We’re a Democratic state and always have been
“If you look at it from the total historical perspective, the state has been Republican,” Hy Berman, a labor historian and professor emeritus at the University of Minnesota, once told Minnesota Public Radio. A common mistake, he says, is to assume that the DFL’s terrific run at the state Legislature in the last quarter of the 20th century—not to mention the proliferation of high-profile Minnesota Democrats, from Hubert Humphrey to Eugene McCarthy to Walter Mondale—constitutes the norm. In fact, Berman says, it’s the exception. The state Senate was Republican-controlled from 1860 to 1973; the governor’s office has been evenly divided. Even the much-touted success of Democratic presidential candidates in the state—winning 11 of the last 12 contests since 1960—looks different in context: Five of those races featured presidential or vice-presidential candidates from Minnesota. Of course, to say the state has been Republican also requires some context—Congresswoman Michelle Bachmann is, after all, no Elmer Anderson.
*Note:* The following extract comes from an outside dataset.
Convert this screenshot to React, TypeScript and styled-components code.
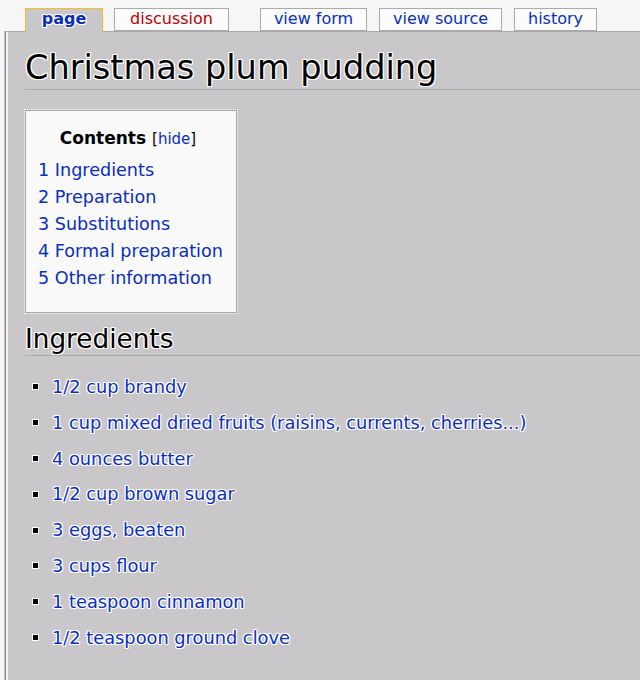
import styled, { createGlobalStyle } from "styled-components";

const GlobalStyle = createGlobalStyle`
  html, body {
    margin: 0;
    padding: 0;
    background: #f6f6f6;
    overflow: hidden;
  }
  body {
    font-family: "DejaVu Sans", Verdana, sans-serif;
  }
`;

const halo = `
  text-shadow:
    1px 0 0 #fff,
    -1px 0 0 #fff,
    0 1px 0 #fff,
    0 -1px 0 #fff,
    1px 1px 0 #fff,
    -1px -1px 0 #fff,
    1px -1px 0 #fff,
    -1px 1px 0 #fff;
`;

const Page = styled.div`
  width: 640px;
  height: 680px;
  overflow: hidden;
`;

const TabBar = styled.ul`
  display: flex;
  align-items: flex-end;
  height: 31px;
  margin: 0;
  padding: 0 0 0 25px;
  list-style: none;
  position: relative;
  z-index: 2;
`;

const Tab = styled.li<{ $active?: boolean; $gap?: number; $red?: boolean; $w: number }>`
  margin-left: ${(p) => p.$gap ?? 0}px;
  width: ${(p) => p.$w}px;
  height: ${(p) => (p.$active ? 24 : 23)}px;
  margin-bottom: ${(p) => (p.$active ? -1 : 0)}px;
  box-sizing: border-box;
  border: 1px solid ${(p) => (p.$active ? "#fabd23" : "#aaa")};
  border-bottom: ${(p) => (p.$active ? "none" : "1px solid #aaa")};
  background: ${(p) => (p.$active ? "#c9c7c9" : "#fcfcfc")};
  text-align: center;
  font-size: 16px;
  line-height: 20px;
  font-weight: ${(p) => (p.$active ? 700 : 400)};
  color: ${(p) => (p.$red ? "#ba0000" : "#0a2ebd")};
  white-space: nowrap;
  ${(p) => (p.$active ? halo : "")}
`;

const Content = styled.div`
  margin-left: 4px;
  width: 700px;
  height: 660px;
  background: #c9c7c9;
  border-left: 1px solid #bdbdbd;
  border-top: 1px solid #aaa;
  box-shadow: inset 1px 0 0 #8f8f8f, inset 3px 0 0 #f2f2f2;
  padding: 0 0 0 20px;
  ${halo}
`;

const Title = styled.h1`
  margin: 16px 0 0;
  padding: 0 0 1px;
  font-size: 33.6px;
  font-weight: 400;
  line-height: 40px;
  color: #000;
  border-bottom: 1px solid #aaa;
`;

const Toc = styled.div`
  margin-top: 20px;
  width: 212px;
  height: 203px;
  box-sizing: border-box;
  background: #f9f9f9;
  border: 1px solid #aaa;
  outline: 1px dotted #fff;
  padding: 15px 0 0 12px;
  text-shadow: none;
`;

const TocTitle = styled.div`
  text-align: center;
  padding-right: 18px;
  line-height: 24px;
  font-size: 17px;
  font-weight: 700;
  color: #000;
`;

const TocToggle = styled.span`
  font-size: 15px;
  font-weight: 400;
  color: #000;
  a {
    color: #0a2ebd;
  }
`;

const TocList = styled.ol`
  list-style: none;
  margin: 6px 0 0;
  padding: 0;
`;

const TocItem = styled.li`
  font-size: 17.6px;
  line-height: 27px;
  color: #0a2ebd;
  white-space: nowrap;
`;

const Heading = styled.h2`
  margin: 10px 0 0;
  padding: 0;
  font-size: 26.3px;
  font-weight: 400;
  line-height: 32px;
  color: #000;
  border-bottom: 1px solid #aaa;
`;

const Ingredients = styled.ul`
  list-style: none;
  margin: 13px 0 0;
  padding: 0 0 0 8px;
`;

const Ingredient = styled.li`
  display: flex;
  align-items: center;
  gap: 14px;
  font-size: 17.8px;
  line-height: 35.8px;
  color: #0a2ebd;
  white-space: nowrap;

  &::before {
    content: "";
    width: 5px;
    height: 5px;
    background: #000;
    box-shadow: 0 0 0 1px #fff;
    flex-shrink: 0;
  }
`;

const tabs = [
  { label: "page", active: true, gap: 0, w: 78 },
  { label: "discussion", red: true, gap: 11, w: 115 },
  { label: "view form", gap: 31, w: 107 },
  { label: "view source", gap: 12, w: 123 },
  { label: "history", gap: 12, w: 83 },
];

const toc = [
  "1 Ingredients",
  "2 Preparation",
  "3 Substitutions",
  "4 Formal preparation",
  "5 Other information",
];

const ingredients = [
  "1/2 cup brandy",
  "1 cup mixed dried fruits (raisins, currents, cherries...)",
  "4 ounces butter",
  "1/2 cup brown sugar",
  "3 eggs, beaten",
  "3 cups flour",
  "1 teaspoon cinnamon",
  "1/2 teaspoon ground clove",
];

export default function App() {
  return (
    <>
      <GlobalStyle />
      <Page>
        <TabBar>
          {tabs.map((t) => (
            <Tab key={t.label} $active={t.active} $red={t.red} $gap={t.gap} $w={t.w}>
              {t.label}
            </Tab>
          ))}
        </TabBar>
        <Content>
          <Title>Christmas plum pudding</Title>
          <Toc>
            <TocTitle>
              Contents{" "}
              <TocToggle>
                [<a>hide</a>]
              </TocToggle>
            </TocTitle>
            <TocList>
              {toc.map((item) => (
                <TocItem key={item}>{item}</TocItem>
              ))}
            </TocList>
          </Toc>
          <Heading>Ingredients</Heading>
          <Ingredients>
            {ingredients.map((item) => (
              <Ingredient key={item}>{item}</Ingredient>
            ))}
          </Ingredients>
        </Content>
      </Page>
    </>
  );
}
It’s safer to say that Minnesota loves balance (simultaneously electing Senators Rod Grams and Paul Wellstone) and independents (Governor Jesse Ventura). Even our mainstream parties are unusual: From 1975 to 1995, our state Republican Party called itself the Independent-Republican Party (to distance itself from the national organization following Watergate), and our Dems have long been known as the Democratic-Farmer-Labor Party. We like to be different—but not extreme.